## EXERCISE GOAL
In the listing below, find every line with the string "styles" and pull it out.
* start PROVIDED MATERIAL *
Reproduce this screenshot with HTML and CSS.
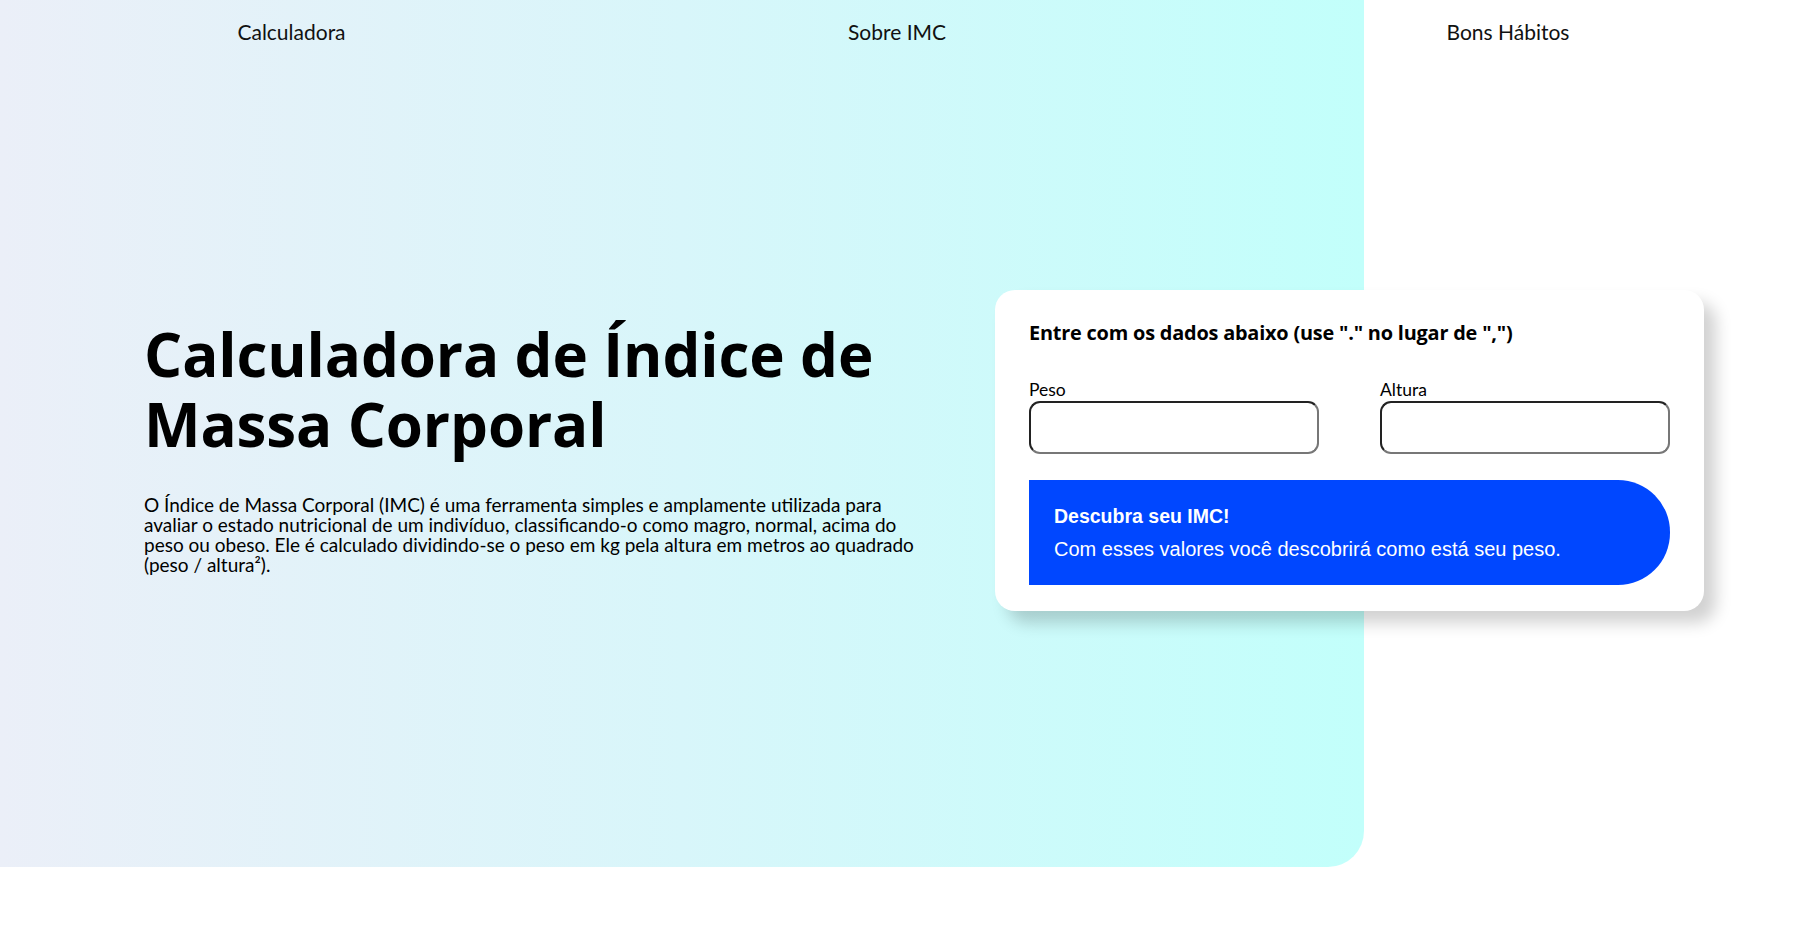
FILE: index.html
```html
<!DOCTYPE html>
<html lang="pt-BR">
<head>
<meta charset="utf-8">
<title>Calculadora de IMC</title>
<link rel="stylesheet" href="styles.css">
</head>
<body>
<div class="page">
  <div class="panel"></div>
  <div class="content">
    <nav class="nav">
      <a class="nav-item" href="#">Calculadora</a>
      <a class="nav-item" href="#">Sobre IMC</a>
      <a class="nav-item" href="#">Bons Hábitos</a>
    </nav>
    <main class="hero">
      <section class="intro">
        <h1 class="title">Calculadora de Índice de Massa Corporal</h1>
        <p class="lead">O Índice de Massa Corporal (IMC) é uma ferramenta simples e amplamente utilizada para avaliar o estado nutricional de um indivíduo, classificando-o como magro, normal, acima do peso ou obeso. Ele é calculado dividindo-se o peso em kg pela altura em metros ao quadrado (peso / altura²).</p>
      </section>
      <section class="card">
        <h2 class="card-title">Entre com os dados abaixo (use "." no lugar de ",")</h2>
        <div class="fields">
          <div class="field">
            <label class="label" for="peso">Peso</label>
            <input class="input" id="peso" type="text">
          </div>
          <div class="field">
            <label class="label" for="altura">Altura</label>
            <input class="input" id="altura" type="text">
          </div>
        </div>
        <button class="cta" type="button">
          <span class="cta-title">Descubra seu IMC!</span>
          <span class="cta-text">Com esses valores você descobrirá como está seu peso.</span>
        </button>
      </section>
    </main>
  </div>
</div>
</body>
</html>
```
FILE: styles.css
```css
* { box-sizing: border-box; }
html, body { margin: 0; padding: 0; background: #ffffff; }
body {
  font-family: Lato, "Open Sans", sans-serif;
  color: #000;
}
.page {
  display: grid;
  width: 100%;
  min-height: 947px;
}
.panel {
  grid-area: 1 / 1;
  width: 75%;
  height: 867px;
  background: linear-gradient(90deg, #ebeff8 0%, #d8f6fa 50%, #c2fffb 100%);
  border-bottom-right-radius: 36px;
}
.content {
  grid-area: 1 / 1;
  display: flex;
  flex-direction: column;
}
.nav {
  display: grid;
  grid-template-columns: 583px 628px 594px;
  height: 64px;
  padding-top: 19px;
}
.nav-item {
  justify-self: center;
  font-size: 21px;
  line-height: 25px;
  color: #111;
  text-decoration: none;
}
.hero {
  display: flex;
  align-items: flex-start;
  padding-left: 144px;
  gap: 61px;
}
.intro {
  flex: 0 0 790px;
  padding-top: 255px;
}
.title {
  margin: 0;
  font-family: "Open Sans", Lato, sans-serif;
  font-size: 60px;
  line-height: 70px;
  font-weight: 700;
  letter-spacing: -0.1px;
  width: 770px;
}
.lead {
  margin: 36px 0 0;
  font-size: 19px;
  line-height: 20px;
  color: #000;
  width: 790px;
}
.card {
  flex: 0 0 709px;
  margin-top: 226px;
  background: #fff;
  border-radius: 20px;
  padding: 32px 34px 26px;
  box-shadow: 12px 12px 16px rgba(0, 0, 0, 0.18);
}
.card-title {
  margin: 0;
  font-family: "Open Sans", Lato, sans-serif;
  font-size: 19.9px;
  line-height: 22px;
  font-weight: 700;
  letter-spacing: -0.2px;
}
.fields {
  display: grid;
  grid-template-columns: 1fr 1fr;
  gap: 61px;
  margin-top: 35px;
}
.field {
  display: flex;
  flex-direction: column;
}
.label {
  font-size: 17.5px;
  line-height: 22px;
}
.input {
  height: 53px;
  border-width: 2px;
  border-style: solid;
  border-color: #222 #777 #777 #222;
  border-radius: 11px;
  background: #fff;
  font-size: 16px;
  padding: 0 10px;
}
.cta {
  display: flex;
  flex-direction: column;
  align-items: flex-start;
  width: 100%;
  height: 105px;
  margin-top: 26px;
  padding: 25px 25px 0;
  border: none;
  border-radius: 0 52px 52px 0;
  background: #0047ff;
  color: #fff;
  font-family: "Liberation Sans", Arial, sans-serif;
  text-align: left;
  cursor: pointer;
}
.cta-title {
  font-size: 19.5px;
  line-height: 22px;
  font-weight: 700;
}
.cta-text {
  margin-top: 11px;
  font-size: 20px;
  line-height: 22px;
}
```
* end PROVIDED MATERIAL *
* start PROVIDED MATERIAL *
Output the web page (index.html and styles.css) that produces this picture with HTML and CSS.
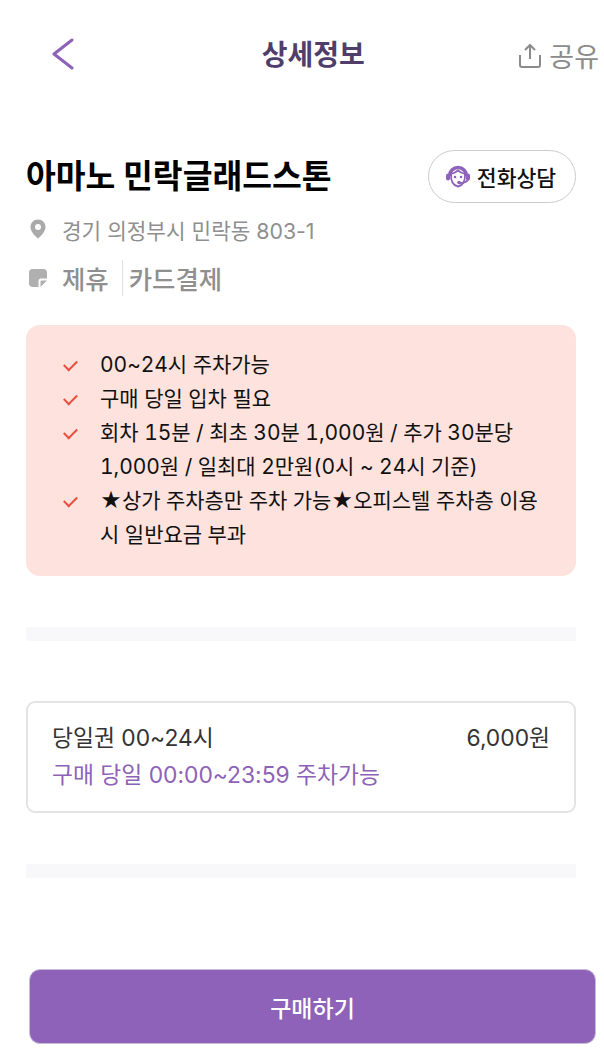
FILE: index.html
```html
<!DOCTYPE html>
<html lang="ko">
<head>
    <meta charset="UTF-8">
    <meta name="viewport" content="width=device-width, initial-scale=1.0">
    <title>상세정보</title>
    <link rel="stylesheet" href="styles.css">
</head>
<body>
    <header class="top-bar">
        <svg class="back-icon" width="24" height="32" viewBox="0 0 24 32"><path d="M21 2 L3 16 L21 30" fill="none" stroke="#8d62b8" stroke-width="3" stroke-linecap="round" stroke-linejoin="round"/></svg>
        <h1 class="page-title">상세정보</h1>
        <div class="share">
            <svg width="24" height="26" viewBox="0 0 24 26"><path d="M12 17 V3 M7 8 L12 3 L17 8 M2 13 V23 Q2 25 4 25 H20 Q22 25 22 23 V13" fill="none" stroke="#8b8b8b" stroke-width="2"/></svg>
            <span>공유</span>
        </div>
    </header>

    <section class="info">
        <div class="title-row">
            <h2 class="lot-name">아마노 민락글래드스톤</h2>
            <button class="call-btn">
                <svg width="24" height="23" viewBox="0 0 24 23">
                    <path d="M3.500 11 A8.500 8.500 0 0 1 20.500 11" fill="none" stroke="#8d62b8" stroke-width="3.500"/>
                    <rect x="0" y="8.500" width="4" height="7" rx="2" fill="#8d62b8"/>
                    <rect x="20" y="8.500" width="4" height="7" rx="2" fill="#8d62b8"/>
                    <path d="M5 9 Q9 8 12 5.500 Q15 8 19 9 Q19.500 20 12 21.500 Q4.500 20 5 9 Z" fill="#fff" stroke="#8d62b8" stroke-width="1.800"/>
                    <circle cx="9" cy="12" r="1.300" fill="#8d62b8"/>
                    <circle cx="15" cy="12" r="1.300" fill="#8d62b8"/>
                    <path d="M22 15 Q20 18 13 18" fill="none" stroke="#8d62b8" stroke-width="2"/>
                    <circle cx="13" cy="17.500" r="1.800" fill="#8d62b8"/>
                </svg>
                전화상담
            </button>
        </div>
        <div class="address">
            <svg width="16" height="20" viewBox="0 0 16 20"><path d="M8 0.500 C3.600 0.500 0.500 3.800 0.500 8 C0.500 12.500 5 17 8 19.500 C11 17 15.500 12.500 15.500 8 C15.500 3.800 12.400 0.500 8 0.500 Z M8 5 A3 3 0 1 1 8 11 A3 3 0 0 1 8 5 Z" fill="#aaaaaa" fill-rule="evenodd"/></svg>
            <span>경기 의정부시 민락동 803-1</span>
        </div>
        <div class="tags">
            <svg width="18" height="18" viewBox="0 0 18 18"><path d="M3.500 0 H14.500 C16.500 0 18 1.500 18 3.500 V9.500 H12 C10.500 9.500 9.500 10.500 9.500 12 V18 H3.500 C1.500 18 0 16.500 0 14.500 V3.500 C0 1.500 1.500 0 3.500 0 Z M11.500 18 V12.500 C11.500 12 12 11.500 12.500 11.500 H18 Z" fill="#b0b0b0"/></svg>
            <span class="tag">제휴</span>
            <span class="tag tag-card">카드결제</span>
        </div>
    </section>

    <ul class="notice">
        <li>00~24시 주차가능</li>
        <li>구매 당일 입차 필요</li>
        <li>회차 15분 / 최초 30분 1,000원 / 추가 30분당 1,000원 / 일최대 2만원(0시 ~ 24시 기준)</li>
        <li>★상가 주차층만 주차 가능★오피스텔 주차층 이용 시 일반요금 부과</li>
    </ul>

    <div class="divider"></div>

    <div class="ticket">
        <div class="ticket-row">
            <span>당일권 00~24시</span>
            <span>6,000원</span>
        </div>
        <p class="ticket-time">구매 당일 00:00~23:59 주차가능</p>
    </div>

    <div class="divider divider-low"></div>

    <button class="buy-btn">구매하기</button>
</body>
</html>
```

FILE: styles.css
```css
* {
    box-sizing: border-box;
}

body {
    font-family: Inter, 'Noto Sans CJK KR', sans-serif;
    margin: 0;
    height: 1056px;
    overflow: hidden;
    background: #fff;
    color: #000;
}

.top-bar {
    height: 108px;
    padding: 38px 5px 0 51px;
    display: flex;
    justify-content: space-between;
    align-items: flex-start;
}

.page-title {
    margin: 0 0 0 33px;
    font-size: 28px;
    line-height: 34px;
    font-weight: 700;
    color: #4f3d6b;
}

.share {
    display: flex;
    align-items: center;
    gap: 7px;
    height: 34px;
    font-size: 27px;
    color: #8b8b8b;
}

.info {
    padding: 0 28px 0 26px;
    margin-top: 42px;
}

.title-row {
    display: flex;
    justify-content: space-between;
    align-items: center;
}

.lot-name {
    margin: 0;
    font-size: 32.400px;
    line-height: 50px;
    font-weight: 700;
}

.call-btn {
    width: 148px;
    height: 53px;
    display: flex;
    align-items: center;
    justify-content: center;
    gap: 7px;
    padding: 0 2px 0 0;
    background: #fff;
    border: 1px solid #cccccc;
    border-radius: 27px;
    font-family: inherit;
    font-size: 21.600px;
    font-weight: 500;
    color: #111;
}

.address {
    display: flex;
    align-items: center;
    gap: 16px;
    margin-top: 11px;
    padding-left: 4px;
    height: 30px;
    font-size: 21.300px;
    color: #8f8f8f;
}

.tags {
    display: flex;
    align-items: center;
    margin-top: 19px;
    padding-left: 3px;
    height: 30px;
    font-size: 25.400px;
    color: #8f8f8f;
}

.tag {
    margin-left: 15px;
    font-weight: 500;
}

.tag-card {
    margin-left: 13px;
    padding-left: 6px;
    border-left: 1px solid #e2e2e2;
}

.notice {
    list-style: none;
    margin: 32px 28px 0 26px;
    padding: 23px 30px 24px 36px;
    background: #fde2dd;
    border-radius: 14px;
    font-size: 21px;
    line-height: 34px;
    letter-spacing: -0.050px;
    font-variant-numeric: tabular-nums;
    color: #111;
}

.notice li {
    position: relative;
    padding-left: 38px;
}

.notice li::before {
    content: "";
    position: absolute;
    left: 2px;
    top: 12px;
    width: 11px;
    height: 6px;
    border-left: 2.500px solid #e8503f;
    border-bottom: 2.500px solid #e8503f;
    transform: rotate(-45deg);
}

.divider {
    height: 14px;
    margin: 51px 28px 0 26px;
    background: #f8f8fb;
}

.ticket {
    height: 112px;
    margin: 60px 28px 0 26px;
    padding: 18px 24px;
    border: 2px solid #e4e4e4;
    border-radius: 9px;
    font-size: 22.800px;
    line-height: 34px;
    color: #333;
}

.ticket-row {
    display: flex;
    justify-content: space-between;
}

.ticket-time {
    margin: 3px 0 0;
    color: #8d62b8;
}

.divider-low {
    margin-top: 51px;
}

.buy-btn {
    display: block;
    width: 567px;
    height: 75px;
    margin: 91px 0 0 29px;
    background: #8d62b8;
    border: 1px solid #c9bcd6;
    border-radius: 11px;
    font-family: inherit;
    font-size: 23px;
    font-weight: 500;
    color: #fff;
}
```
* end PROVIDED MATERIAL *
## SOLUTION TO THIS PROBLEM
<link rel="stylesheet" href="styles.css">
FILE: styles.css
Output the web page (index.html and styles.css) that produces this picture with HTML and CSS.
    <link rel="stylesheet" href="styles.css">
FILE: styles.css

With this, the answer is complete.